Это ведет свою заичность дядя Гараська Зыкун. И у Клюхи всегда вызывает смехоту, как он это делает. Ставит локоть на стол, ращеляет пальцы растопыркой и потом за них пытается спрятать свое лицо. Видимо, такое исхитрение, как ему кажется, делает более плавной его скачковатую речь.
Гараська страсть как не любит, когда кто-то пытается подсказать невыговариваемое им слово, потому в то время, когда он пытается осилить какое-нибудь междометие из двух букв, все смиренно сидят и молча переживают его упрямую тщетность.

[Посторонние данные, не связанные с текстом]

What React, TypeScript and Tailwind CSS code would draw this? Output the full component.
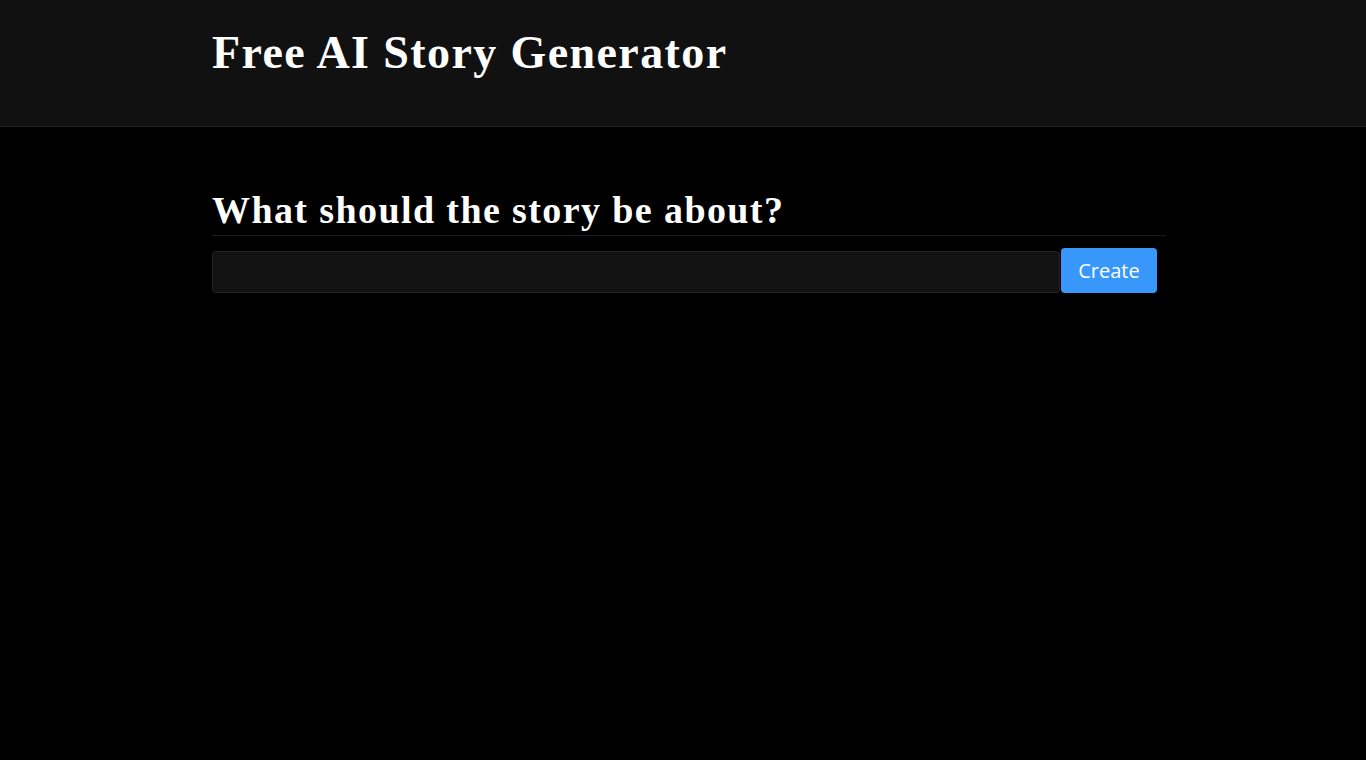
export default function App() {
  return (
    <div className="min-h-[760px] bg-black text-white">
      {/* Header */}
      <header className="h-[127px] bg-[#111111] border-b border-[#222222] pl-[212px] pt-[23px]">
        <h1 className="font-['Liberation_Serif',serif] font-bold text-[46px] leading-[60px] tracking-[1.4px]">
          Free AI Story Generator
        </h1>
      </header>

      <main className="pl-[212px] pr-[200px] pt-[58px]">
        <h2 className="font-['Liberation_Serif',serif] font-bold text-[38px] leading-[50px] border-b border-[#1c1c1c] tracking-[1.4px]">
          What should the story be about?
        </h2>
        <div className="flex items-end mt-[12px] pr-[9px]">
          <input
            type="text"
            className="flex-1 h-[42px] mb-0 bg-[#121212] border border-[#242424] rounded-[4px] px-3 text-white outline-none"
          />
          <button
            type="button"
            className="h-[45px] w-[96px] ml-[1px] bg-[#3797fa] rounded-[4px] text-white text-[20px] font-['Open_Sans',sans-serif]"
          >
            Create
          </button>
        </div>
      </main>
    </div>
  );
}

У Клюхи же, видимо, как и у всех, тоже подложечно бьётся подсказка, как селезенка у скачущего жеребца, но она исчезает тогда, когда он замечает, как Гараська мечется языком за рогаткой растопыренных пальцев. Тогда он тоже кидает к лицу руку, но только затем, чтобы закрыть ладошкой не к месту лыбищийся рот.
Но вот что удивляло, на базаре, где дядя Гараська торгует разным сбоем: требухой, печенкой, ножками и свиными головами, он совершенно беззаично зазывально поет:
– Кому хвосты, каждый по полверсты?
Или что-нибудь такое скороговористое:
– Тесто мяли, зипун украли, бери шкуру на нову шубу!
Это он предлагал овчину, кинутую ему бойщиками вместе с гуськом.
Больше же всего в день своего ангела Клюха любит, когда кто-то из гостей, да тот же Гараська, хотя он и не чужой, а родный брат отца, требуют его дневник, чтобы полюбоваться отметками, которые там, как звезды по небу рассеяны. Преобладают, конечно, пятерки с четверками, потому Клюха блаженно переживает тот момент, когда чтение дневника начинается с обложки:
– Ну что тут Алифашкин Николай положил на алтарь Отечества?
Такой высокопарный слог принадлежит старшему лесничему Денису Власичу Вычужанину – отцову начальнику и призорцу, потому как никто чаще его не бывает на кордоне. И не просто по лесхозным делам, но и так, для отдохновения души, как он признается.
– Ты у меня Арефий Кирсаныч, как талисман, – говорит он отцу. – Побываю у тебя и душой отойду, и тогда можно со спокойной совестью в райком на проегон ехать.
В ту пору Клюха еще не знал, что за страхоту из себя представляет райком, а вот слово «проегон» он уже по-другому произносил. Матерно получалось. Хотя и по-взрослому солидно.